L’idée de cet article est donc de confronter la pensée politique de Gandhi au libéralisme, paradigme dominant de la modernité politique. Au terme de cette comparaison, nous serons en mesure de répondre à la question du rapport de Gandhi au pouvoir politique. Son modèle de société et sa conception du pouvoir font du Mahatma l’un des précurseurs de ce que nous appellerons l’anarchisme non-violent.
DE L’ANTILIBÉRALISME...

S’il est légitime de comparer gandhisme et libéralisme, c’est qu’ils partagent, à première vue, des similitudes. Outre leur insistance commune sur le respect des libertés individuelles et sur le primat des droits de l’homme, on retrouve dans ces deux pensées une méfiance instinctive envers le pouvoir de l’État. Politiquement, Gandhi et les libéraux vouent aux gémonies le marxisme autoritaire et sa version stalinienne.
Mais leur plus proche convergence vient de ce que nous pourrions appeler le libéralisme culturel de Gandhi. Malgré quelques affirmations parfois conservatrices sur la fonction procréatrice de la sexualité, Gandhi considère, au fond, que les individus sont libres d’organiser eux-mêmes leur propre vie. Il milite pour l’égalité des sexes, pour l’abolition de l’intouchabilité, du système des castes et du mariage des enfants. Il défend ardemment le pluralisme religieux et, preuve suprême de son progressisme, il n’a manqué aucune occasion de défendre le droit d’euthanasie.
Remarquons en outre qu’à une époque où la désobéissance civile était loin d’être majoritairement admise, ce sont les penseurs libéraux qui ont le plus défendu Gandhi dans sa pratique de ce nouveau mode de protestation. Pourtant, c’est aussi à partir de la question de la désobéissance civile que Gandhi se sépare de penseurs comme Rawls, Dworkin et Habermas. En effet, le Mahatma donne son accord total à la désobéissance civile, puisque, dit-il, elle est « le droit imprescriptible de tout citoyen » et « il ne saurait y renoncer sans cesser d’être un homme »3. Au contraire, les libéraux, en même temps qu’ils l’admettent en théorie, se révèlent très critiques concernant sa pratique. Comme le fait remarquer Pierre-Arnaud Perrouty, professeur de droit à l’Université Libre de Bruxelles, « Rawls se montre très prudent sur la question de la désobéissance civile. S’il semble en approuver le principe, […] il l’assortit d’une telle série de conditions et de limites qu’il en arrive presque à la vider de toute portée pratique »4. L’auteur de la Théorie de la Justice prend le contrepied de Gandhi et Thoreau – pour qui une loi injuste exige qu’on y désobéisse – lorsqu’il affirme, au contraire, que « l’injustice d’une loi n’est pas, en général, une raison suffisante pour ne pas y obéir »5.
Le libéralisme est une doctrine politique issue de la philosophie des Lumières (Hume, Kant), de la théorie du contrat social (Locke) et de l’économie politique (Smith, Turgot, Ricardo). Nous déclinerons cette doctrine en trois axes, auxquels Gandhi s’oppose systématiquement :
- le libéralisme économique : les vertus économiques du libreéchange sont considérables et l’État doit limiter son intervention sur les marchés autant que possible ;
- le libéralisme politique : le rôle de l’État est de protéger les libertés individuelles, il doit donc se limiter aux fonctions régaliennes ;
- l’épistémologie libérale : il n’existe pas de vérité définitive et la recherche de l’accord prévaut sur la recherche de la vérité.

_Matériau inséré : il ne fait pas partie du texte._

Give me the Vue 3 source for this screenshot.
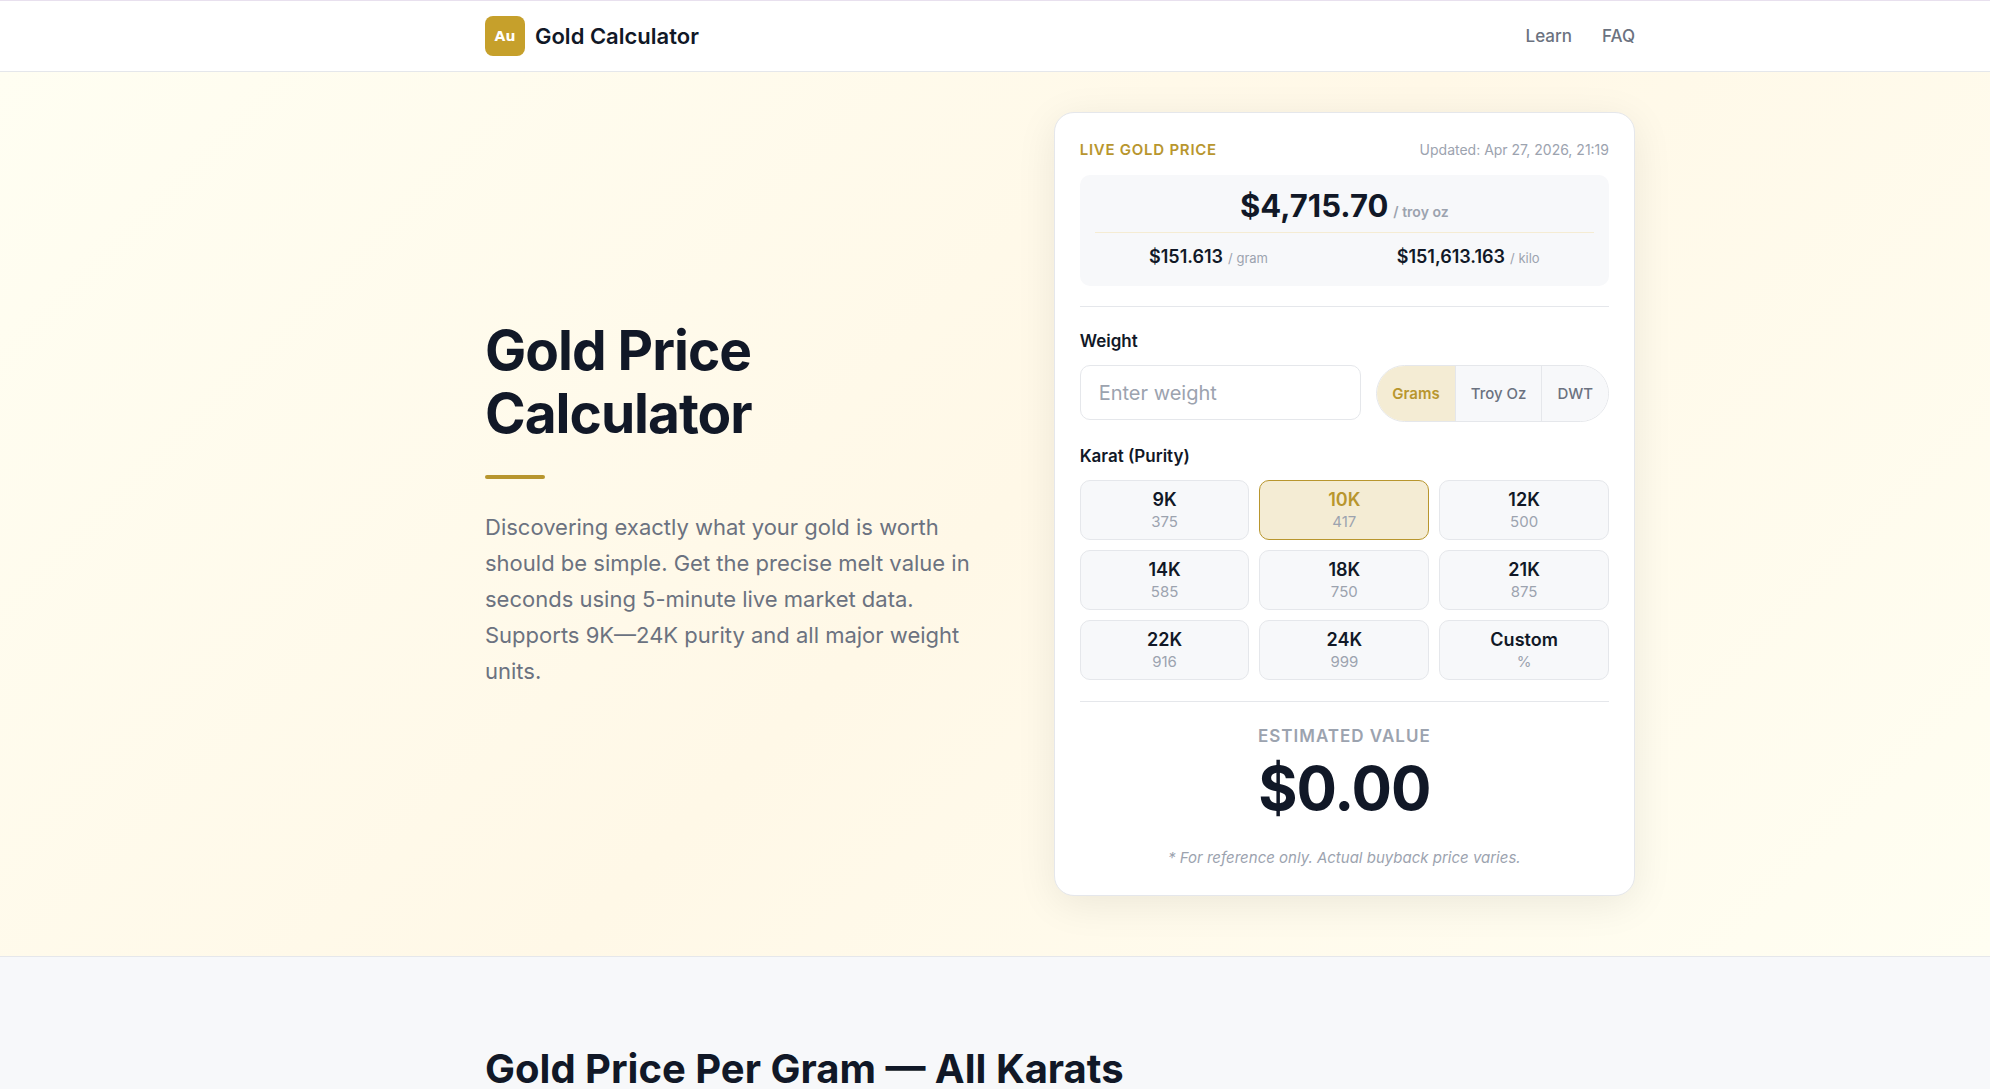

Contre le libéralisme économique

Les idées économiques de Gandhi ont le mérite d’être tranchées : « En faisant appel à la méthode non-violente, c’est le capitalisme […] que nous cherchons à détruire »6. Du système capitaliste il rejette tout : sa conception de l’homme, ses principes fondateurs et ses conséquences empiriques.

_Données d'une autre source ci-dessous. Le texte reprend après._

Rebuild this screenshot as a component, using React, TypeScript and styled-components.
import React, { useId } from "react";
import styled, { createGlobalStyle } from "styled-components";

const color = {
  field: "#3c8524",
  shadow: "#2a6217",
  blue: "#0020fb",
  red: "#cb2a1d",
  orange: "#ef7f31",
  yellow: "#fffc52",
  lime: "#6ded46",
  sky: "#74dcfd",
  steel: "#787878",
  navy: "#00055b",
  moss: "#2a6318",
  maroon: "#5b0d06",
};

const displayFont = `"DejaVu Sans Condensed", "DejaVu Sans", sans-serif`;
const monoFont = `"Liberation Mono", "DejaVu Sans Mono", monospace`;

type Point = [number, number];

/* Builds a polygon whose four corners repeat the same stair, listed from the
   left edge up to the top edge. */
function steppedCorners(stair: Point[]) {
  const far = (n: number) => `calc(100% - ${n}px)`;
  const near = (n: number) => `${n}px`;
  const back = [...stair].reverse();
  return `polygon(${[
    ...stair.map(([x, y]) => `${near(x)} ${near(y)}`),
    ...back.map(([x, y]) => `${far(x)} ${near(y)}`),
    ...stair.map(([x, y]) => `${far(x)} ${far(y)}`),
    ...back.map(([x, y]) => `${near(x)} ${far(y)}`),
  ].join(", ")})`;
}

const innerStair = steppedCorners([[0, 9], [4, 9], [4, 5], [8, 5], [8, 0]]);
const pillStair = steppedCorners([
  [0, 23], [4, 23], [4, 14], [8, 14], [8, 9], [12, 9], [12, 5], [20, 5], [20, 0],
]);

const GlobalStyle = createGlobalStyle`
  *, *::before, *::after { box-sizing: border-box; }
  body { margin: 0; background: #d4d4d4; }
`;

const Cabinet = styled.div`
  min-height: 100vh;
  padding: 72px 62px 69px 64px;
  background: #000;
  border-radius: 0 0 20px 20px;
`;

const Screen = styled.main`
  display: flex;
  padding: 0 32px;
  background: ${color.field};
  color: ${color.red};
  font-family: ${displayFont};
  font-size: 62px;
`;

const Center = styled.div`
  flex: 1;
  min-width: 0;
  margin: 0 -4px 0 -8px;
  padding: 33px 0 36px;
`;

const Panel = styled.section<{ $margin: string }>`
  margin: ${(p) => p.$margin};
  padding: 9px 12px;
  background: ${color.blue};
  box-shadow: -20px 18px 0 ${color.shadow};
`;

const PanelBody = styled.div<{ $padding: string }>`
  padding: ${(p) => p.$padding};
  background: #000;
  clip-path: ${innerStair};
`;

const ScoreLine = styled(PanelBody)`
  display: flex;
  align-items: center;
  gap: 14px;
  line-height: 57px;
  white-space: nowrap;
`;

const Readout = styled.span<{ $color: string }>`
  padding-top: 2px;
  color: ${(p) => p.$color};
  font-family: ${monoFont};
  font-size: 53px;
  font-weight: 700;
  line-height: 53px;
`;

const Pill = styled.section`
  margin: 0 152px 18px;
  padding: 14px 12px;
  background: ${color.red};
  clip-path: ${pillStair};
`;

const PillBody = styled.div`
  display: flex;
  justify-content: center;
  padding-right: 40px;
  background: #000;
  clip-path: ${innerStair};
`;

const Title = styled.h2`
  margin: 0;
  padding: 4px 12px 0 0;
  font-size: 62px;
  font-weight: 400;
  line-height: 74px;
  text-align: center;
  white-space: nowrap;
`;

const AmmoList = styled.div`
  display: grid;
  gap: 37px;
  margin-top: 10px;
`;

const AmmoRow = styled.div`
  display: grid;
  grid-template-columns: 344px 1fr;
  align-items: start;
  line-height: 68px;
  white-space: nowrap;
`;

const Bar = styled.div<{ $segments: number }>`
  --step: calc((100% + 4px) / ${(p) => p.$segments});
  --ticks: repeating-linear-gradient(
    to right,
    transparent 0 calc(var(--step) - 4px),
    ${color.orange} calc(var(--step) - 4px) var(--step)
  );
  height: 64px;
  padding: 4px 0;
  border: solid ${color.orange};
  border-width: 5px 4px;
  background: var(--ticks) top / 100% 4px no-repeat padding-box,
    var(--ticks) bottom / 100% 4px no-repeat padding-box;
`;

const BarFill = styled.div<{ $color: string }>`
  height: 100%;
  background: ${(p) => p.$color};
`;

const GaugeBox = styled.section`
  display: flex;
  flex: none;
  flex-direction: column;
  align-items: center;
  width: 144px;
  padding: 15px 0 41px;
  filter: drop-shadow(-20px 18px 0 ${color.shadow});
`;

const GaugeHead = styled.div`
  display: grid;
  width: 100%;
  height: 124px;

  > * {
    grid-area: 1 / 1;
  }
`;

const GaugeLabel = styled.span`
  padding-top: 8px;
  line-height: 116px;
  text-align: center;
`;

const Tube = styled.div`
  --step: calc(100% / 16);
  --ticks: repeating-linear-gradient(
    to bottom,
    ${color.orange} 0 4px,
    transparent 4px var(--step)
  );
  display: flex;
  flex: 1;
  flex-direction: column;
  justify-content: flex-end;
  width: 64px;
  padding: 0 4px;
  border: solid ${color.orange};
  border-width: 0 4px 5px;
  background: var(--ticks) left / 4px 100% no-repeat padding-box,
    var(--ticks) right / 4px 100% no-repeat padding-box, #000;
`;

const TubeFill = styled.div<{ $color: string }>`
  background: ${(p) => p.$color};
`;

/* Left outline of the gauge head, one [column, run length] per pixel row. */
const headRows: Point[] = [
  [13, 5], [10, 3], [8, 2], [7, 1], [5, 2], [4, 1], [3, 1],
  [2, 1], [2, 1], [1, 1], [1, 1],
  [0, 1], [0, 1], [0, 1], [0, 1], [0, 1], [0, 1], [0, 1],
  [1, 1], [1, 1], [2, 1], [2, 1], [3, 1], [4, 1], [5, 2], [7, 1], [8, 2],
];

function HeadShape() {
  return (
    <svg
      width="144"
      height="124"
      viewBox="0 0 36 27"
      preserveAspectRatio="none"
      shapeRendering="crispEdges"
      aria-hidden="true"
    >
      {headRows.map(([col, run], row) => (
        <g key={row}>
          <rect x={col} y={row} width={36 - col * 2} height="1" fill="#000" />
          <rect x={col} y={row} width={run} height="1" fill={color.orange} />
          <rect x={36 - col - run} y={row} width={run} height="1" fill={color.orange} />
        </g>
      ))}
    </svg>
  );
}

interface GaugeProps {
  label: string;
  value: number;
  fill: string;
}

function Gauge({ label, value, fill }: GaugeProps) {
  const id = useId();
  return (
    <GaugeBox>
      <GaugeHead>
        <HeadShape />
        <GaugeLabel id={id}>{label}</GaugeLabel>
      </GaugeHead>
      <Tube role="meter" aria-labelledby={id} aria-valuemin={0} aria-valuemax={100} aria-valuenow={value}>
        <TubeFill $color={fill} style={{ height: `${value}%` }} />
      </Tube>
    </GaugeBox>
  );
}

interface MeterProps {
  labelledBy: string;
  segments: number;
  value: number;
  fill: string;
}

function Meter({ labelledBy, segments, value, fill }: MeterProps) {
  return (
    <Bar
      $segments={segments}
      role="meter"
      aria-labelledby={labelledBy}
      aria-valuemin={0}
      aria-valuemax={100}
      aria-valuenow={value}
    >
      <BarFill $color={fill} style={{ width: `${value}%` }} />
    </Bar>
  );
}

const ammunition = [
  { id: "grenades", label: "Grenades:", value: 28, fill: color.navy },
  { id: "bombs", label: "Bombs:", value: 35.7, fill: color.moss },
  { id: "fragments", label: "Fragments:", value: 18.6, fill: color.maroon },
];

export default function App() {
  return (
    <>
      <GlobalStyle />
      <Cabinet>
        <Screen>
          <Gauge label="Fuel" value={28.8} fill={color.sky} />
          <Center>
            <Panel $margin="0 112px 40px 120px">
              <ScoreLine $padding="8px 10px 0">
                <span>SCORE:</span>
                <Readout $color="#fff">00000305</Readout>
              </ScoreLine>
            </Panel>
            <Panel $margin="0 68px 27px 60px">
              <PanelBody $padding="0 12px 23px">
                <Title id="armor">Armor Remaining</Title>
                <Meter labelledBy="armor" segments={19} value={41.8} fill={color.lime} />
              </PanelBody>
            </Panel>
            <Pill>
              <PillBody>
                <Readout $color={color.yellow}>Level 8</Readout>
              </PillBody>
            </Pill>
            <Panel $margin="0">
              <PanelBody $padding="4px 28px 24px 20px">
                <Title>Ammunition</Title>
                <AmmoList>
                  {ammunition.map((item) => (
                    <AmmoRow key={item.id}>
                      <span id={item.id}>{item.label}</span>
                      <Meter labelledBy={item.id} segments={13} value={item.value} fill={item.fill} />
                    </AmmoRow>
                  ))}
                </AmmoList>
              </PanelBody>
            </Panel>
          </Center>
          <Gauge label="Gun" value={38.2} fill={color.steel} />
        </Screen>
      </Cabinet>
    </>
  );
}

En premier lieu, Gandhi récuse l’abstraction révoltante de l’homo economicus. Pour lui, ce modèle théorique des économistes classiques est erroné car il postule que l’homme est motivé par l’appât du gain et par ses seuls intérêts individuels. Or, en réalité, c’est le souci de l’autre et de son bien-être qui caractérise la psychologie humaine. Gandhi rejette par ailleurs l’hypothèse de la main invisible. Selon Adam Smith, chaque individu, en n’agissant qu’en vue de son propre gain, est conduit, par une main invisible, à produire une fin qui n’entrait nullement dans ses intentions : le bien-être collectif. Dit autrement, « tout en ne cherchant que son intérêt personnel, [l’individu] travaille souvent d’une manière bien plus efficace pour l’intérêt de la société, que s’il avait réellement pour but d’y travailler »7. Gandhi opère un renversement magistral de la main invisible, en affirmant que ce n’est pas la recherche de l’intérêt individuel qui conduit – sans le vouloir – à l’intérêt général, mais que c’est la poursuite désintéressée du bien collectif qui sert, in fine, notre intérêt particulier : « L’homme, […] en désirant le bien de tous, travaille en même temps pour lui-même ». Il ajoute, contre l’individualisme libéral, que « celui qui ne pense qu’à son intérêt ou à celui de son groupe fait preuve d’un égoïsme qui, à la longue, ne peut que le desservir »8.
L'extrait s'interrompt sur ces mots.